Where it matters most
- families transitioning decision-making responsibilities
- offices expanding into VC, impact, or thematic allocations
- early relationships where next-gen is the primary interface
- investment decisions tied to values and public reputation
How it changes outcomes
Strong discipline:
- accelerates innovation while preserving governance stability
- improves transparency and professionalism of manager relationships
- creates long-term relationship durability as leadership transitions
Weak discipline:
- long diligence cycles driven by legitimacy signaling
- reversals when elders or trustees reassert control
- “pilot investments” without strategic continuity
- fragmentation of communication and inconsistent requirements
How allocators evaluate discipline
Confidence increases when counterparties:
- confirm who holds final authority and what next-gen can decide
- provide materials that support next-gen internal advocacy (clear memo-ready content)

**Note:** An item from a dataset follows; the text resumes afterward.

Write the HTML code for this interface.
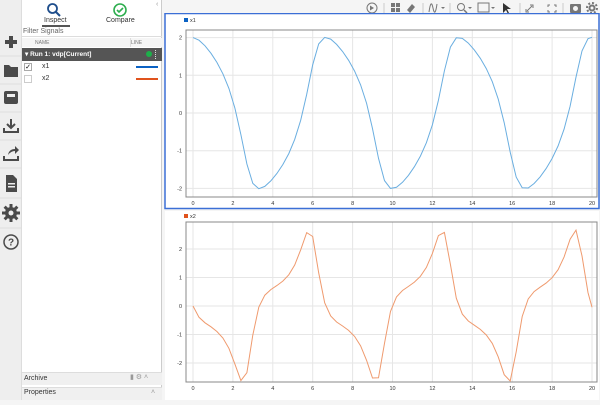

- address preservation concerns proactively (downside, liquidity, governance)
- offer phased engagement (small initial allocation, co-invest, learning path)
- maintain consistent messaging across family stakeholders
What slows decision-making
- assuming innovation interest equals decision readiness
- failing to equip next-gen with internally shareable evidence
- ignoring the preservation/legacy narrative important to elders
- inconsistent follow-ups that create mistrust across generations
Common misconceptions
“Next-gen is always the risk-taker.” → many are risk-managed and process-driven.
“If next-gen is excited, we have it.” → you have a champion, not a close.
“More data wins.” → clarity + defensible downside wins across generations.
Key allocator questions during diligence
- What decisions can next-gen make independently?
- Who must be comfortable for execution to occur?
- What concerns will elders/trustees raise and how should we address them?
- What transparency standards are expected going forward?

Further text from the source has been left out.